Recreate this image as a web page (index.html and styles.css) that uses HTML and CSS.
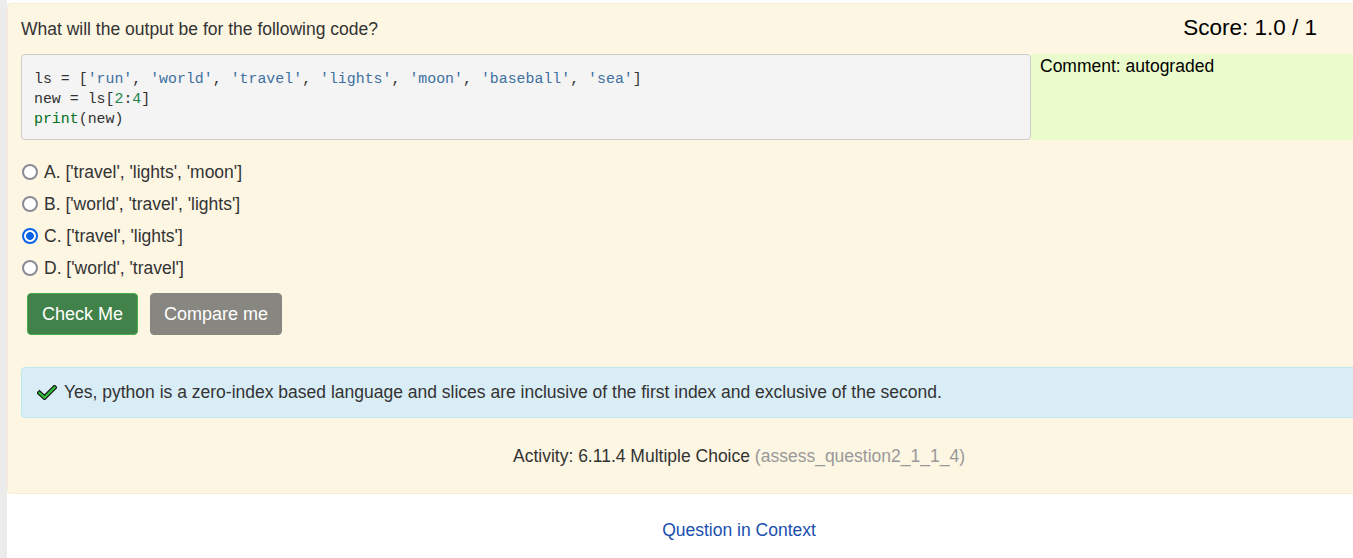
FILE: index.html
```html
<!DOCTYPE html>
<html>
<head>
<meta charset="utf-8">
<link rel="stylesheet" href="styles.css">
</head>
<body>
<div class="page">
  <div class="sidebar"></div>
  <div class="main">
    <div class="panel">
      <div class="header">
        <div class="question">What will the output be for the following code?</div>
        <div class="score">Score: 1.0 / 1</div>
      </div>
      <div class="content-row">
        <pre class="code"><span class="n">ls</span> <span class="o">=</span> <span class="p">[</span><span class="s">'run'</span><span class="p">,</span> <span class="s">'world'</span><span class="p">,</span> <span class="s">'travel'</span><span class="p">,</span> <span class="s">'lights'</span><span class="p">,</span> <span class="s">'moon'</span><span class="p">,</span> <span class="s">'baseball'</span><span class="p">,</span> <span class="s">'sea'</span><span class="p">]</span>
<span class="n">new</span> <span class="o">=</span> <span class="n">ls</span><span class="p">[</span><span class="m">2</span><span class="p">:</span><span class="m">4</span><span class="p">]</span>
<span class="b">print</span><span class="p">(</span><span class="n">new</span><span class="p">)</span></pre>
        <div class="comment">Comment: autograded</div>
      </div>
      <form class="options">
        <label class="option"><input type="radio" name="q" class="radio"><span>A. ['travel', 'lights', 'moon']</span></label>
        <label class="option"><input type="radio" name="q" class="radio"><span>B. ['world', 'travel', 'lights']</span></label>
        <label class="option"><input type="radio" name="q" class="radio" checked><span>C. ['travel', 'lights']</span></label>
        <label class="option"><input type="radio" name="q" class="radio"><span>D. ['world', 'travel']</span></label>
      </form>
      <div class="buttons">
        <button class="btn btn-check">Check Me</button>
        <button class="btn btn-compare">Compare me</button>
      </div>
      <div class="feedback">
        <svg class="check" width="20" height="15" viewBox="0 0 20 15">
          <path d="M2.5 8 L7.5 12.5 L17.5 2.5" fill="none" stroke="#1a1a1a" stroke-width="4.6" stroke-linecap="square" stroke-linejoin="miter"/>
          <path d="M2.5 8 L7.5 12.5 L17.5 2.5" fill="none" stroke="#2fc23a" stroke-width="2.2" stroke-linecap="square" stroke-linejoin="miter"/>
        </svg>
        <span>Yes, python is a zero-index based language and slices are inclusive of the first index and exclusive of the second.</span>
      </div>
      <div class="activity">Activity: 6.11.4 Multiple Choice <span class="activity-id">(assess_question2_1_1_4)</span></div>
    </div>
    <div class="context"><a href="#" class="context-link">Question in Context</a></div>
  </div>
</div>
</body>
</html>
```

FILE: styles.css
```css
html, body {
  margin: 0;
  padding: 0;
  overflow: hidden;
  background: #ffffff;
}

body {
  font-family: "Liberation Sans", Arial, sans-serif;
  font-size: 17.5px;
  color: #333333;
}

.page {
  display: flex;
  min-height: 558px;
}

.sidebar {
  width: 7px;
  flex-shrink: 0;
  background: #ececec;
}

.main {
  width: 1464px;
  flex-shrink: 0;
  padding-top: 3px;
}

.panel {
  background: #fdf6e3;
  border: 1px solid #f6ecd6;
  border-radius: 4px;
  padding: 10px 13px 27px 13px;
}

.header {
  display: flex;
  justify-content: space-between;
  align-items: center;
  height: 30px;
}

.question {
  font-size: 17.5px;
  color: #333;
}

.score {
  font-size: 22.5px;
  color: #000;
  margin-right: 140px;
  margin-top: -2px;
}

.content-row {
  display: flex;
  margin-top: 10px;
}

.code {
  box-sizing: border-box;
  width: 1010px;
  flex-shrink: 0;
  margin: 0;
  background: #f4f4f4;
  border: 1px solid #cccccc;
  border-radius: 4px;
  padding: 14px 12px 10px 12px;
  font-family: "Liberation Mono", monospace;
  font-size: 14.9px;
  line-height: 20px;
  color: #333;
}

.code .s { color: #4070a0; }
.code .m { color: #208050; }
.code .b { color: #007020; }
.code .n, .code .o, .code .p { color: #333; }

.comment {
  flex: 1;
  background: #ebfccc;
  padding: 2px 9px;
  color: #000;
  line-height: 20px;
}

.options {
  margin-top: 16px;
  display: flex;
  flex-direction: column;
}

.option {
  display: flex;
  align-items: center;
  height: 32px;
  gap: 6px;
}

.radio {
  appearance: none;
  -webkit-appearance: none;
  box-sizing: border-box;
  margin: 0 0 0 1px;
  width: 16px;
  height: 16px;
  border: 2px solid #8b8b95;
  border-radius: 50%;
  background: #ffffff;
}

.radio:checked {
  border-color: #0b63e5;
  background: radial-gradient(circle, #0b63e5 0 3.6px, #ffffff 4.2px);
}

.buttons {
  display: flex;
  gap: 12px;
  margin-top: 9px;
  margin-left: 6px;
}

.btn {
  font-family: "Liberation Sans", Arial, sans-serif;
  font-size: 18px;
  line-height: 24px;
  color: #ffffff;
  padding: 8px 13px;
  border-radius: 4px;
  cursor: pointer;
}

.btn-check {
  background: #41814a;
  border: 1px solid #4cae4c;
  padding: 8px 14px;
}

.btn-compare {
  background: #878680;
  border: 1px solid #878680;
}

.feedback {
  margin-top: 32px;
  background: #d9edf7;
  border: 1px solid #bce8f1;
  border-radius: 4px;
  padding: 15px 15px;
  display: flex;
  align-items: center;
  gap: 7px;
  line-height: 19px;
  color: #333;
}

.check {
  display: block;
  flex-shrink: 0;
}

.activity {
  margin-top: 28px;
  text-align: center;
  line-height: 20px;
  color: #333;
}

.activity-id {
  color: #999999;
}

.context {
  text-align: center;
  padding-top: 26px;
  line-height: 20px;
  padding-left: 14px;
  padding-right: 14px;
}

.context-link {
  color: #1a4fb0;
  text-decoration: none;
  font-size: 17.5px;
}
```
^^^^^^^^
## SHORT PROBLEM
Answer with one number only: how many lines above contain the word "page".

## TASK ANSWER
3